5/10
My Jaw Hit the Floor When the Gorilla Made His Appearance
12 September 2006
At the intermission of this Cecil B. DeMille epic, I had the sneaking suspicion that I'd been duped. This was the film blamed with bringing down in earnest the iron fist of the Motion Picture Production Code on Hollywood, but I'd seen precious little up to that point to warrant the claim. O.k. so I had seen Claudette Colbert's nipples as she frolicked in a milk bath (and let me tell you, I was NOT expecting that!) which I know for certain were her nipples and not a trick of lighting because I watched the scene in extreme slo-mo on my DVD player to make sure. But that was about it. However, the second half started rolling, my jaw dropped to the floor, and I began to understand all of the broo-ha surrounding this film.

Part two kicks off with a drunken orgy, in which a salacious lesbian performs some sort of seductive dance for the benefit of Elissa Landi (I assume it was meant to be seductive, though it looked more like she was suffering from full-body cramps). But that was lightweight compared to the film's climactic 20 minutes, which chronicles in grisly detail the goings on in a Roman arena.
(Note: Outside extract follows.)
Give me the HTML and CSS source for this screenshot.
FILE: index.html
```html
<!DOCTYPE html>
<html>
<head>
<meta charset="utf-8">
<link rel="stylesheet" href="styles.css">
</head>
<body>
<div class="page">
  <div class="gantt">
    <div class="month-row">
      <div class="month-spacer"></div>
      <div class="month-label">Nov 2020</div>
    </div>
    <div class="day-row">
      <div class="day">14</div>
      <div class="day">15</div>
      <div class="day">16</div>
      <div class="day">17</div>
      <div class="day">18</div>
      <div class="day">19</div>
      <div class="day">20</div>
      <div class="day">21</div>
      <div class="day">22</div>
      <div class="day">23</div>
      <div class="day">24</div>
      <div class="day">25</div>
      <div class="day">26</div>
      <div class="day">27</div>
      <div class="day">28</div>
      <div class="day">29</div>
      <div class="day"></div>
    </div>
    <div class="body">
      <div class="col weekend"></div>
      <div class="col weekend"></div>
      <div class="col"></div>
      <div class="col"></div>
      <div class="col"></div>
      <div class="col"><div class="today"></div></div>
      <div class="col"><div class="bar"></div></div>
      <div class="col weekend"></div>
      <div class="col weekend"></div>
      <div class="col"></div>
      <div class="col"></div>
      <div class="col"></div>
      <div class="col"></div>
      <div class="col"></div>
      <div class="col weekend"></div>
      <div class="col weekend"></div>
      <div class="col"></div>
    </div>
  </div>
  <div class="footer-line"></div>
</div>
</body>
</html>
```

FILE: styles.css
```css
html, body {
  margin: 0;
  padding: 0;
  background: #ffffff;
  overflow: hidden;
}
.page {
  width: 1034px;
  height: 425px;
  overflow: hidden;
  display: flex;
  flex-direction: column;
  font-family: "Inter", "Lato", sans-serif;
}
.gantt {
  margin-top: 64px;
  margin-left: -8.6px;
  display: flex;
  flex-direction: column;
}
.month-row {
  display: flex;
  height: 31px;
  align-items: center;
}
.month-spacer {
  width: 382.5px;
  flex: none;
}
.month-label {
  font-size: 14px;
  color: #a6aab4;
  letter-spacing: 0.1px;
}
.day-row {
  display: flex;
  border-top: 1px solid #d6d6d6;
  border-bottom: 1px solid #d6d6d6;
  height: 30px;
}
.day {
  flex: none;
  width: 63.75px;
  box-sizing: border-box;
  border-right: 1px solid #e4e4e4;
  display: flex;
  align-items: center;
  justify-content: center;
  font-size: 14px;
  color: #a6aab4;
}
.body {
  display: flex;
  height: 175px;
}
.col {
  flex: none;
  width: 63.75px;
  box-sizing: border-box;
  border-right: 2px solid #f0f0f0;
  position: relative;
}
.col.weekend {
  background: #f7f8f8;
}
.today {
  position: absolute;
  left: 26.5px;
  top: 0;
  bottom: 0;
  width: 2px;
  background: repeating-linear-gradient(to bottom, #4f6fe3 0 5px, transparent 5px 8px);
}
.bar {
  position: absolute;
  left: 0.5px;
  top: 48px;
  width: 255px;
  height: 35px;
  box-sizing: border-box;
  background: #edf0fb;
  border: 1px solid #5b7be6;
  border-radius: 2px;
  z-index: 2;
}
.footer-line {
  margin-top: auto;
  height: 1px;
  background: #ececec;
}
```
We see all manor of wild animal (crocodiles, elephants, bears, oh my!) chomp down on hapless victims. We see a naked woman chained to a post for the sexual gratification of a gorilla (I'm not making this up). We see a battle between "barbarian women and African pygmies" (as they're billed in the event's program), in which one barbarian woman lops off the head of one African pygmy while another skewers hers on a scimitar and holds him up over her head like a Thanksgiving turkey. And of course, no Roman epic would be complete without some Christians being fed to some hungry lions.

You're forgiven if you don't shed much of a tear over the loss of the Christians. DeMille makes them so pompous and boring, and the Romans so much fun, that you end up rooting for the lions. The whole movie smacks of hypocrisy. DeMille really wants an excuse to get us off on sex and violence, but couches the whole thing in a pious framework to justify his own bloodlust. He's as debauched as the Romans in his movie.

Mostly, "The Sign of the Cross" is terrible. The somnolent pacing will threaten to put you to sleep before you get to any of the good parts. The acting is atrocious, especially from Landi -- who would be the worst person on stage in a high school play -- and Fredric March, who looks about as much like a Roman prefect as I do (and I don't look a thing like a Roman prefect). Leave it to Charles Laughton and Claudette Colbert to bring some dignity to the proceedings. In Laughton's first scene, the one that opens the movie, he babbles incoherently about the burning of Rome while sucking his thumb. Colbert, for her part, vamps through the movie tossing out sexual innuendos like she's Mae West. The most unbelievable thing about the whole film is that March could possibly fall for the goody-goody Landi when he already had Colbert on the side.

I can't wholly recommend it, even for the laugh factor, because there's so much dull movie to slog through, but I would recommend at least tuning in for the grand finale and enjoying the spectacle like a true lecherous Roman.